With an imaginary experience like D&D or similar, the players are able to learn effective ways of communicating in various social settings. The nature of such RPG narrative environments means that players must communicate and work together to overcome unexpected challenges and obstacles. They will need to learn quickly how to request help from the compatriots, how to deal with problems under pressure and also to have difficult conversations with either their teammates or with non-player characters (NPC’s) that they GM throws at them.
All of these types of situations will aid the teen in working on their social awareness and social functioning skills. Often those with Asperger’s, like our teen, are not skilled in social interactions and as a result become “shy”. Allowing them to interact in an RPG environment gives them situations where they can wear a “mask” and feel less vulnerable while doing that which they actually want to do, interact with others.
In essence, the RPG is a type of “play therapy”. Safe environments where skills and acts can be practiced, and with enough practice and exposure, the players may even try it out in the real world, with a level of confidence and success.
The reason an alternate reality role-playing game like D&D or other similar experiences are so effective is because of its immediate feedback mechanic. The instantaneous feedback is possible because of the fluid nature of a confined, imaginary narrative space. Players are able to take decisions and experience the direct outcomes and consequences of those decisions and actions, as soon as they take them. And the storytelling facilitator is able to weave and relate these outcomes in a way that the players can understand them better.

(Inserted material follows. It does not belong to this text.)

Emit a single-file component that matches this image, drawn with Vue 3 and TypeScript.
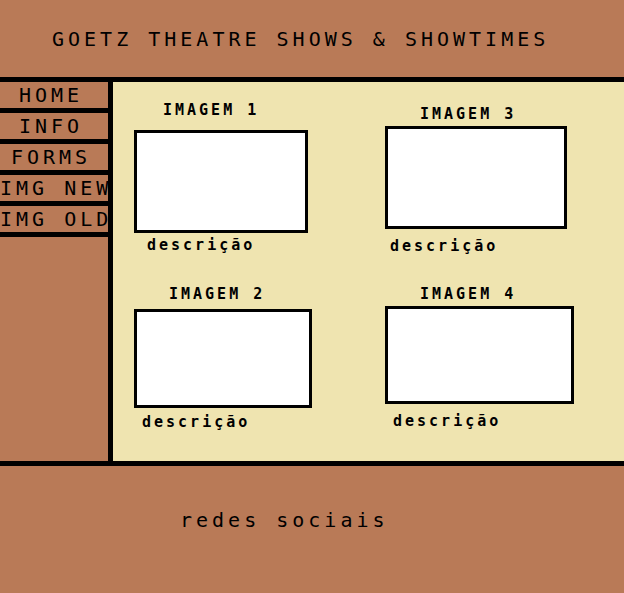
<script setup lang="ts">
interface Card {
  id: number
  title: string
  text: string
}

const links: string[] = ['HOME', 'INFO', 'FORMS', 'IMG NEW', 'IMG OLD']

const cards: Card[] = [1, 3, 2, 4].map((id) => ({
  id,
  title: `IMAGEM ${id}`,
  text: 'descrição',
}))
</script>

<template>
  <div class="page">
    <header class="header">
      <h1 class="title">GOETZ THEATRE SHOWS &amp; SHOWTIMES</h1>
    </header>
    <div class="body">
      <nav class="sidebar">
        <a v-for="link in links" :key="link" class="link" href="#">{{ link }}</a>
      </nav>
      <main class="gallery">
        <article v-for="card in cards" :key="card.id" class="card" :class="`card-${card.id}`">
          <h2 class="card-title">{{ card.title }}</h2>
          <div class="frame"></div>
          <p class="card-text">{{ card.text }}</p>
        </article>
      </main>
    </div>
    <footer class="footer">redes sociais</footer>
  </div>
</template>

<style>
body {
  margin: 0;
}
</style>

<style scoped>
.page {
  display: flex;
  flex-direction: column;
  box-sizing: border-box;
  min-height: 100vh;
  background: #b97a57;
  color: #000;
  font-family: 'DejaVu Sans Mono', 'Liberation Mono', monospace;
  font-size: 20px;
  line-height: 26px;
  letter-spacing: 4px;
}

.header {
  padding: 26px 0 25px 52px;
  border-bottom: 5px solid #000;
}

.title {
  margin: 0;
  font-size: 20px;
  font-weight: 400;
  white-space: nowrap;
}

.body {
  display: flex;
  flex: 1;
}

.sidebar {
  flex: 0 0 108px;
  border-right: 5px solid #000;
  overflow: hidden;
}

.link {
  display: block;
  padding-right: 6px;
  border-bottom: 5px solid #000;
  color: inherit;
  text-align: center;
  text-decoration: none;
  white-space: nowrap;
}

.gallery {
  flex: 1;
  display: grid;
  grid-template-columns: 1fr 1fr;
  align-content: start;
  gap: 28px 12px;
  padding: 18px 0 28px 21px;
  background: #efe4b0;
}

.card {
  font-size: 15px;
  font-weight: 700;
  line-height: 20px;
  letter-spacing: 3px;
}

.card-title {
  margin: 0;
  padding-left: 35px;
  font-size: 15px;
}

.frame {
  box-sizing: border-box;
  max-width: 100%;
  border: 3px solid #000;
  background: #fff;
}

.card-text {
  margin: 0;
  padding-left: 8px;
}

.card-1 .card-title {
  padding-left: 29px;
}

.card-1 .frame {
  width: 174px;
  height: 103px;
  margin: 10px 0 2px;
}

.card-1 .card-text {
  padding-left: 13px;
}

.card-2 .frame {
  width: 178px;
  height: 99px;
  margin: 5px 0 4px;
}

.card-3 {
  padding-top: 4px;
}

.card-3 .frame {
  width: 182px;
  height: 103px;
  margin: 2px 0 7px;
}

.card-3 .card-text {
  padding-left: 5px;
}

.card-4 .frame {
  width: 189px;
  height: 98px;
  margin: 2px 0 7px;
}

.footer {
  padding: 41px 0 55px 180px;
  border-top: 5px solid #000;
  min-height: 31px;
}
</style>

Offering detail and explanation that might otherwise be absent in a real-world situation.
The final point when using an RPG as a therapeutic tool is that you target the age group correctly. And this has nothing to do with the narrative. It has to do with the level of complexity. As many people between the ages of 7 and 97 enjoy Fantasy Dungeon adventures, or Victorian Crime thrillers, or 1980’s Espionage stories. But not every 7-year-old is able to understand the complexity required to solve a Victorian crime, and not every 47-year-old would be challenged by interacting with a magical talking cat.
So, when either developing it yourself or with a professional Gamemaster, ensure you consider your audience, in terms of complexity, subject matter and the goal. When it comes to a therapeutic tool, make sure you have the best interest of your players always at heart, and make sure that a trained Therapist can review your idea if you’re unsure. And hopefully, in the end, you can have made difference in someone’s life.